Re: Do we want a hashset type?

From: Tomas Vondra <tomas(dot)vondra(at)enterprisedb(dot)com>
To: Joel Jacobson <joel(at)compiler(dot)org>, pgsql-hackers(at)lists(dot)postgresql(dot)org
Subject: Re: Do we want a hashset type?
Date: 2023-06-08 10:19:07
Message-ID: 86f8a027-e6d4-65c0-7349-faa3301c8b8b@enterprisedb.com
Views: Raw Message | Whole Thread | Download mbox | Resend email
Thread:
Lists: pgsql-hackers

On 6/8/23 11:41, Joel Jacobson wrote:
> On Wed, Jun 7, 2023, at 19:37, Tomas Vondra wrote:
>> Interesting, considering how dumb the the hash table implementation is.
>
> That's promising.
>

Yeah, not bad for sleep-deprived on-plane hacking ...

There's a bunch of stuff that needs to be improved to make this properly
usable, like:

1) better hash table implementation

2) input/output functions

3) support for other types (now it only works with int32)

4) I wonder if this might be done as an array-like polymorphic type.

5) more efficient storage format, with versioning etc.

6) regression tests

Would you be interested in helping with / working on some of that?
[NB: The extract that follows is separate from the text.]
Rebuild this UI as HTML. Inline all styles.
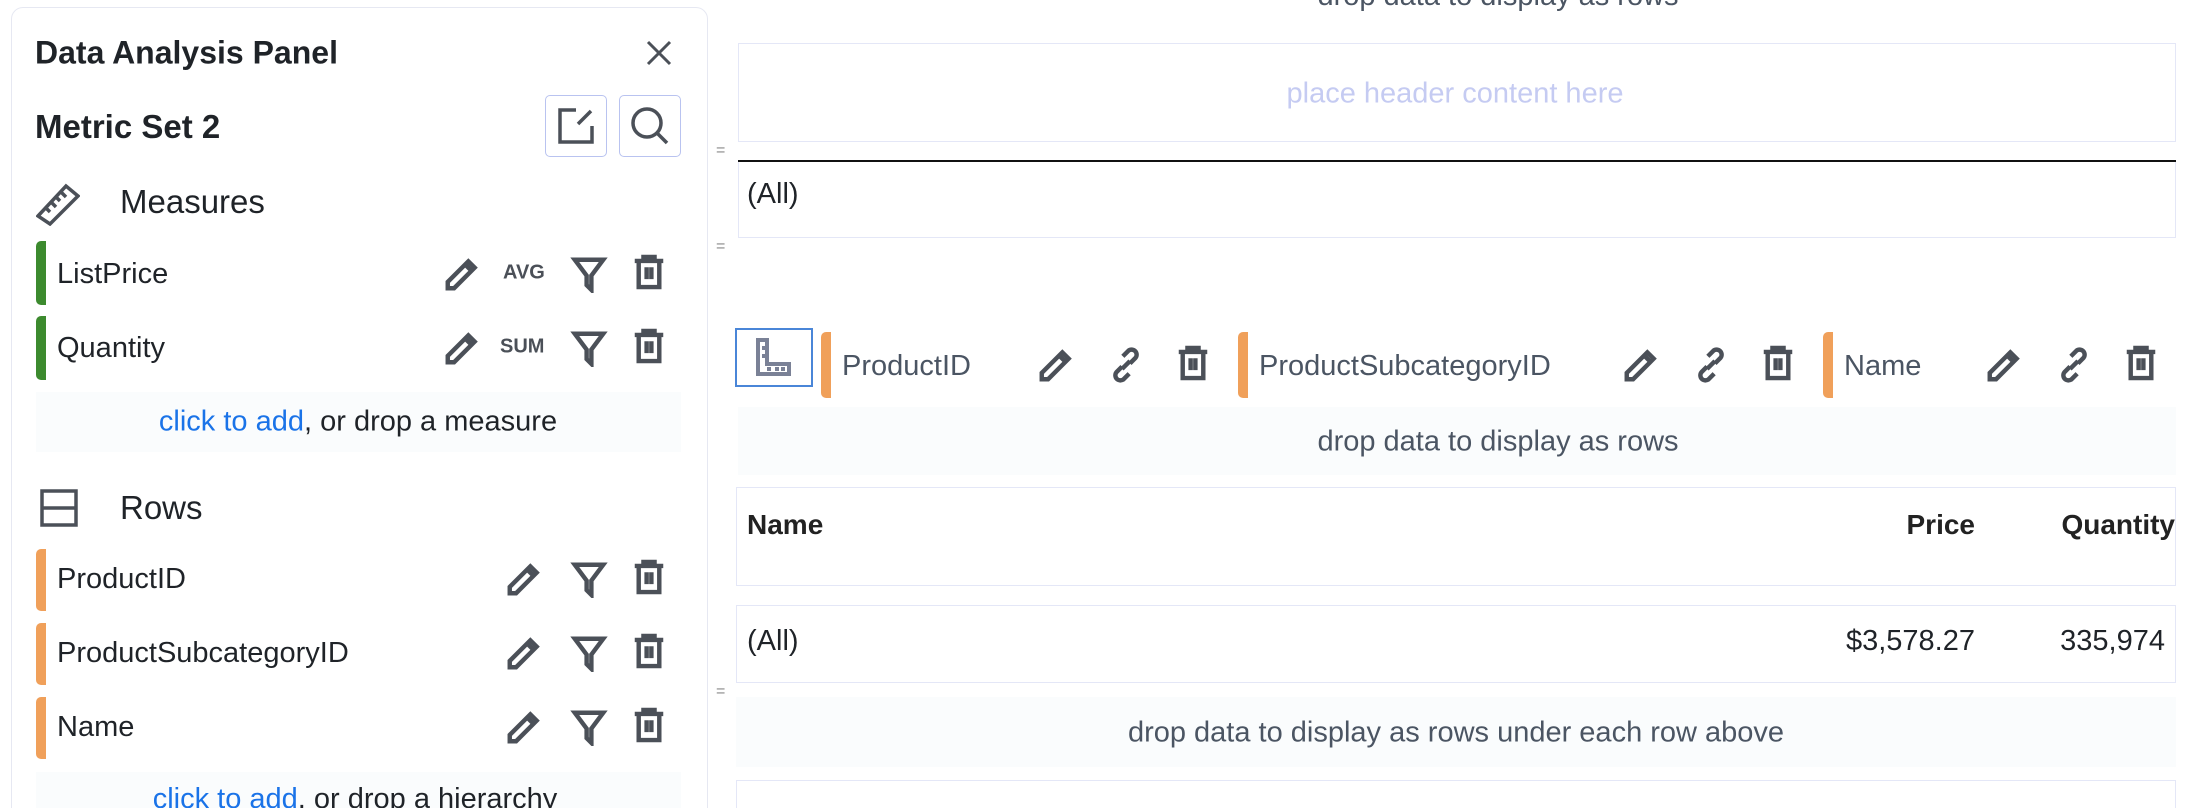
<!DOCTYPE html>
<html><head><meta charset="utf-8"><style>
*{margin:0;padding:0;box-sizing:border-box}
html,body{width:2196px;height:808px;overflow:hidden}
body{background:#fff;font-family:"Liberation Sans",sans-serif;color:#1f2328;position:relative}
.a{position:absolute;white-space:nowrap}
.ic{position:absolute;width:38px;height:38px;fill:none;stroke:#4b5058;stroke-width:2.8;stroke-linejoin:miter}
.bar{position:absolute;width:10px;border-radius:5px 0 0 5px}
.t24{font-size:29px;line-height:34px}
.box{position:absolute;border:1.5px solid #e4e7f7}
.faint{position:absolute;background:#fafcfd}
.mid{transform:translateY(-50%)}
</style></head><body>
<svg width="0" height="0" style="position:absolute">
<symbol id="pen" viewBox="0 0 24 24"><path d="M3 21V17L16 4L20 8L7 21Z M14 6L18 10"/></symbol>
<symbol id="fil" viewBox="0 0 24 24"><path d="M3 3H21L13.5 13V22L10.5 19V13Z"/></symbol>
<symbol id="tr" viewBox="0 0 24 24"><path d="M3 5H21M8.5 5V2.5H15.5V5M5.5 5V21.5H18.5V5M10.5 9V16.5M13.5 9V16.5"/></symbol>
<symbol id="lnk" viewBox="0 0 24 24"><path d="M9.5 13l-3.5 3.5a3.2 3.2 0 0 0 4.5 4.5l3.5-3.5 M14.5 11l3.5-3.5a3.2 3.2 0 0 0-4.5-4.5l-3.5 3.5 M9.5 14.5L14.5 9.5"/></symbol>
</svg>

<!-- panel -->
<div style="position:absolute;left:11px;top:7px;width:697px;height:900px;border:1.5px solid #e6e8f2;border-radius:12px"></div>
<div class="a mid" style="left:35px;top:53px;font-size:32px;font-weight:bold">Data Analysis Panel</div>
<svg class="a" style="left:645px;top:39px" width="28" height="28" viewBox="0 0 28 28"><path d="M3 3L25 25M25 3L3 25" stroke="#4b5058" stroke-width="3"/></svg>
<div class="a mid" style="left:35px;top:127px;font-size:33px;font-weight:bold">Metric Set 2</div>
<div style="position:absolute;left:545px;top:95px;width:62px;height:62px;border:1.5px solid #b9c3f0;border-radius:5px"></div>
<svg class="a" style="left:556px;top:106px" width="40" height="40" viewBox="0 0 40 40" fill="none" stroke="#4b5058" stroke-width="3.5"><path d="M20 4H4V36H36V20 M22 18L35 5"/></svg>
<div style="position:absolute;left:619px;top:95px;width:62px;height:62px;border:1.5px solid #b9c3f0;border-radius:5px"></div>
<svg class="a" style="left:629px;top:105px" width="42" height="42" viewBox="0 0 42 42" fill="none" stroke="#4b5058" stroke-width="3.5"><circle cx="18" cy="18" r="14"/><path d="M28 28L38 38"/></svg>

<svg class="a" style="left:36px;top:182px" width="44" height="44" viewBox="0 0 44 44" fill="none" stroke="#4b5058" stroke-width="3.5"><path d="M2 34L30 4L42 14L14 42Z M10 26l4 4 M15 20l5 5 M20 15l4 4 M25 10l5 5"/></svg>
<div class="a mid" style="left:120px;top:202px;font-size:33px">Measures</div>

<div class="bar" style="left:36px;top:241px;height:64px;background:#3c8a2e"></div>
<div class="a mid t24" style="left:57px;top:274px">ListPrice</div>
<svg class="ic" style="left:443px;top:255px"><use href="#pen"/></svg>
<div class="a mid" style="left:503px;top:273px;font-size:20px;font-weight:bold;color:#4b5058">AVG</div>
<svg class="ic" style="left:570px;top:255px"><use href="#fil"/></svg>
<svg class="ic" style="left:630px;top:253px"><use href="#tr"/></svg>

<div class="bar" style="left:36px;top:316px;height:64px;background:#3c8a2e"></div>
<div class="a mid t24" style="left:57px;top:348px">Quantity</div>
<svg class="ic" style="left:443px;top:329px"><use href="#pen"/></svg>
<div class="a mid" style="left:500px;top:347px;font-size:20px;font-weight:bold;color:#4b5058">SUM</div>
<svg class="ic" style="left:570px;top:329px"><use href="#fil"/></svg>
<svg class="ic" style="left:630px;top:327px"><use href="#tr"/></svg>

<div class="faint" style="left:36px;top:392px;width:645px;height:60px"></div>
<div class="a mid" style="left:358px;top:422px;transform:translate(-50%,-50%);font-size:29px"><span style="color:#1a73e8">click to add</span>, or drop a measure</div>

<svg class="a" style="left:40px;top:489px" width="38" height="38" viewBox="0 0 38 38" fill="none" stroke="#4b5058" stroke-width="3.5"><rect x="2" y="2" width="34" height="34"/><path d="M2 19H36"/></svg>
<div class="a mid" style="left:120px;top:508px;font-size:33px">Rows</div>

<div class="bar" style="left:36px;top:549px;height:62px;background:#f0a05a"></div>
<div class="a mid t24" style="left:57px;top:579px">ProductID</div>
<svg class="ic" style="left:505px;top:560px"><use href="#pen"/></svg>
<svg class="ic" style="left:570px;top:560px"><use href="#fil"/></svg>
<svg class="ic" style="left:630px;top:558px"><use href="#tr"/></svg>

<div class="bar" style="left:36px;top:623px;height:62px;background:#f0a05a"></div>
<div class="a mid t24" style="left:57px;top:653px">ProductSubcategoryID</div>
<svg class="ic" style="left:505px;top:634px"><use href="#pen"/></svg>
<svg class="ic" style="left:570px;top:634px"><use href="#fil"/></svg>
<svg class="ic" style="left:630px;top:632px"><use href="#tr"/></svg>

<div class="bar" style="left:36px;top:697px;height:62px;background:#f0a05a"></div>
<div class="a mid t24" style="left:57px;top:727px">Name</div>
<svg class="ic" style="left:505px;top:708px"><use href="#pen"/></svg>
<svg class="ic" style="left:570px;top:708px"><use href="#fil"/></svg>
<svg class="ic" style="left:630px;top:706px"><use href="#tr"/></svg>

<div class="faint" style="left:36px;top:772px;width:645px;height:60px"></div>
<div class="a" style="left:355px;top:783px;transform:translateX(-50%);font-size:29px"><span style="color:#1a73e8">click to add</span>, or drop a hierarchy</div>

<!-- right -->
<div class="a" style="left:716px;top:142px;font-size:16px;color:#888">=</div>
<div class="a" style="left:716px;top:238px;font-size:16px;color:#888">=</div>
<div class="a" style="left:716px;top:683px;font-size:16px;color:#888">=</div>

<div class="a" style="left:1498px;top:-20px;transform:translateX(-50%);font-size:29px;color:#4b5563">drop data to display as rows</div>
<div class="box" style="left:738px;top:43px;width:1438px;height:99px"></div>
<div class="a mid" style="left:1455px;top:94px;transform:translate(-50%,-50%);font-size:29px;color:#c5cbf2">place header content here</div>
<div style="position:absolute;left:738px;top:160px;width:1438px;height:2px;background:#111"></div>
<div class="box" style="left:738px;top:162px;width:1438px;height:76px;border-top:none"></div>
<div class="a mid t24" style="left:747px;top:194px">(All)</div>

<div style="position:absolute;left:735px;top:328px;width:78px;height:59px;border:2px solid #4a86d8"></div>
<svg class="a" style="left:755px;top:338px" width="36" height="38" viewBox="0 0 36 38" fill="none" stroke="#7a8196" stroke-width="4"><path d="M3 2H12V26H34V36H3Z M7 10h4 M7 18h4 M14 33v-4 M22 33v-4 M28 33v-4"/></svg>

<div class="bar" style="left:821px;top:332px;height:66px;background:#f0a05a"></div>
<div class="a mid t24" style="left:842px;top:366px;color:#4b5563">ProductID</div>
<svg class="ic" style="left:1037px;top:346px"><use href="#pen"/></svg>
<svg class="ic" style="left:1107px;top:346px"><use href="#lnk"/></svg>
<svg class="ic" style="left:1174px;top:344px"><use href="#tr"/></svg>

<div class="bar" style="left:1238px;top:332px;height:66px;background:#f0a05a"></div>
<div class="a mid t24" style="left:1259px;top:366px;color:#4b5563">ProductSubcategoryID</div>
<svg class="ic" style="left:1622px;top:346px"><use href="#pen"/></svg>
<svg class="ic" style="left:1692px;top:346px"><use href="#lnk"/></svg>
<svg class="ic" style="left:1759px;top:344px"><use href="#tr"/></svg>

<div class="bar" style="left:1823px;top:332px;height:66px;background:#f0a05a"></div>
<div class="a mid t24" style="left:1844px;top:366px;color:#4b5563">Name</div>
<svg class="ic" style="left:1985px;top:346px"><use href="#pen"/></svg>
<svg class="ic" style="left:2055px;top:346px"><use href="#lnk"/></svg>
<svg class="ic" style="left:2122px;top:344px"><use href="#tr"/></svg>

<div class="faint" style="left:738px;top:407px;width:1438px;height:68px"></div>
<div class="a mid" style="left:1498px;top:442px;transform:translate(-50%,-50%);font-size:29px;color:#4b5563">drop data to display as rows</div>

<div class="box" style="left:736px;top:487px;width:1440px;height:99px"></div>
<div class="a mid" style="left:747px;top:525px;font-size:28px;font-weight:bold;color:#222">Name</div>
<div class="a mid" style="right:221px;top:525px;font-size:28px;font-weight:bold;color:#222">Price</div>
<div class="a mid" style="right:21px;top:525px;font-size:28px;font-weight:bold;color:#222">Quantity</div>

<div class="box" style="left:736px;top:605px;width:1440px;height:78px"></div>
<div class="a mid t24" style="left:747px;top:641px">(All)</div>
<div class="a mid t24" style="right:221px;top:641px">$3,578.27</div>
<div class="a mid t24" style="right:31px;top:641px">335,974</div>

<div class="faint" style="left:736px;top:697px;width:1440px;height:70px"></div>
<div class="a mid" style="left:1456px;top:733px;transform:translate(-50%,-50%);font-size:29px;color:#4b5563">drop data to display as rows under each row above</div>
<div class="box" style="left:736px;top:780px;width:1440px;height:60px"></div>
</body></html>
I
don't have immediate need for this stuff, so it's not very high on my
TODO list.

>>> I tested Neo4j and the results are surprising; it appears to be significantly *slower*.
>>> However, I've probably misunderstood something, maybe I need to add some index or something.
>>> Even so, it's interesting it's apparently not fast "by default".
>>>
>>
>> No idea how to fix that, but it's rather suspicious.
>
> I've had a graph-db expert review my benchmark, and he suggested adding an index:
>
> CREATE INDEX FOR (n:User) ON (n.id)
>
> This did improve the execution time for Neo4j a bit, down from 819 ms to 528 ms, but PostgreSQL 299 ms is still a win.
>
> Benchmark here: https://github.com/joelonsql/graph-query-benchmarks
> Note, in this benchmark, I only test the naive RECURSIVE CTE approach using array_agg(DISTINCT ...).
> And I couldn't even test the most connected user with Neo4j, the query never finish for some reason,
> so I had to test with a less connected user.
>

Interesting. I'd have expected the graph db to be much faster.
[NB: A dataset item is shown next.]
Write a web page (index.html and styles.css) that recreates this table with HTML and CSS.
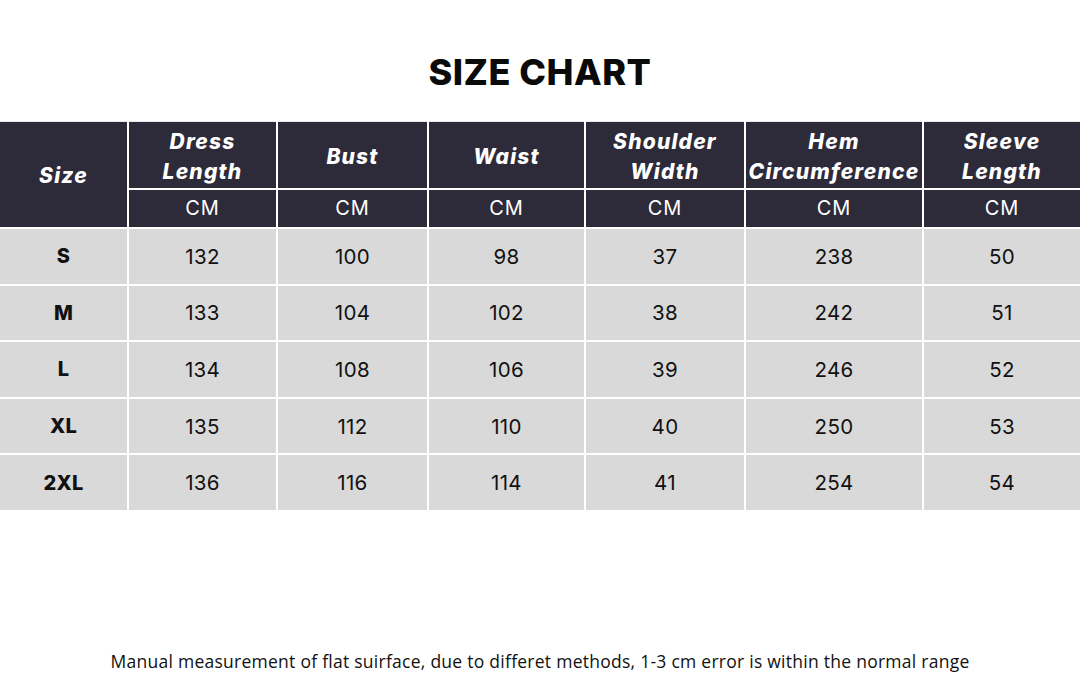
FILE: index.html
```html
<!DOCTYPE html>
<html>
<head>
<meta charset="utf-8">
<link rel="stylesheet" href="styles.css">
</head>
<body>
<div class="page">
  <h1 class="title">SIZE CHART</h1>
  <table class="chart">
    <colgroup>
      <col class="c1"><col class="c2"><col class="c3"><col class="c4"><col class="c5"><col class="c6"><col class="c7">
    </colgroup>
    <thead>
      <tr class="h1">
        <th rowspan="2" class="size-h">Size</th>
        <th>Dress<br>Length</th>
        <th>Bust</th>
        <th>Waist</th>
        <th>Shoulder<br>Width</th>
        <th>Hem<br>Circumference</th>
        <th>Sleeve<br>Length</th>
      </tr>
      <tr class="h2">
        <td>CM</td><td>CM</td><td>CM</td><td>CM</td><td>CM</td><td>CM</td>
      </tr>
    </thead>
    <tbody>
      <tr><th>S</th><td>132</td><td>100</td><td>98</td><td>37</td><td>238</td><td>50</td></tr>
      <tr><th>M</th><td>133</td><td>104</td><td>102</td><td>38</td><td>242</td><td>51</td></tr>
      <tr><th>L</th><td>134</td><td>108</td><td>106</td><td>39</td><td>246</td><td>52</td></tr>
      <tr><th>XL</th><td>135</td><td>112</td><td>110</td><td>40</td><td>250</td><td>53</td></tr>
      <tr><th>2XL</th><td>136</td><td>116</td><td>114</td><td>41</td><td>254</td><td>54</td></tr>
    </tbody>
  </table>
  <p class="note">Manual measurement of flat suirface, due to differet methods, 1-3 cm error is within the normal range</p>
</div>
</body>
</html>
```
FILE: styles.css
```css
html, body {
  margin: 0;
  padding: 0;
  background: #ffffff;
}
.page {
  width: 1080px;
  height: 699px;
  display: flex;
  flex-direction: column;
  font-family: "Inter", "Liberation Sans", sans-serif;
  color: #111;
}
.title {
  margin: 0;
  padding-top: 50px;
  height: 72px;
  box-sizing: border-box;
  text-align: center;
  font-size: 36px;
  line-height: 44px;
  font-weight: 800;
  letter-spacing: 0.5px;
  color: #0a0a0a;
}
.chart {
  border-collapse: collapse;
  table-layout: fixed;
  width: 1080px;
  margin-top: 49px;
}
.c1 { width: 128px; }
.c2 { width: 149px; }
.c3 { width: 151px; }
.c4 { width: 157px; }
.c5 { width: 160px; }
.c6 { width: 178px; }
.c7 { width: 157px; }
.chart th, .chart td {
  border: 2px solid #ffffff;
  text-align: center;
  padding: 0;
}
.chart tr > :first-child { border-left: none; }
.chart tr > :last-child { border-right: none; }
.chart thead th, .chart thead td {
  background: #2d2a3a;
  color: #ffffff;
}
.h1 th {
  height: 63px;
  padding-top: 3px;
  font-style: italic;
  font-weight: 800;
  font-size: 21px;
  letter-spacing: 1.2px;
  line-height: 30px;
}
.h1 th.size-h { padding-top: 3px; }
.h2 td {
  height: 37px;
  font-size: 20px;
  letter-spacing: 1px;
  font-weight: 400;
  line-height: 37px;
}
.chart thead tr.h1 th { border-top-color: #e8e8e8; border-top-width: 1px; }
.chart tbody th, .chart tbody td {
  background: #d9d9d9;
  height: 54.6px;
  font-size: 20.5px;
  letter-spacing: 0.3px;
  color: #111;
}
.chart tbody th { font-weight: 800; font-size: 20px; }
.chart tbody td { font-weight: 400; }
.chart tbody tr:last-child > * { border-bottom: none; height: 55px; }
.note {
  margin: 0;
  margin-top: auto;
  padding-bottom: 26px;
  text-align: center;
  font-family: "Open Sans", "Liberation Sans", sans-serif;
  font-size: 17.5px;
  letter-spacing: 0.26px;
  color: #111;
}
```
> The graph expert also said that other more realistic graph use-cases might be "multi-relational",
> and pointed me to a link: https://github.com/totogo/awesome-knowledge-graph#knowledge-graph-dataset
> No idea how such multi-relational datasets would affect the benchmarks.
>

Not sure either, but I don't have ambition to improve everything at
once. If the hashset improves one practical use case, fine with me.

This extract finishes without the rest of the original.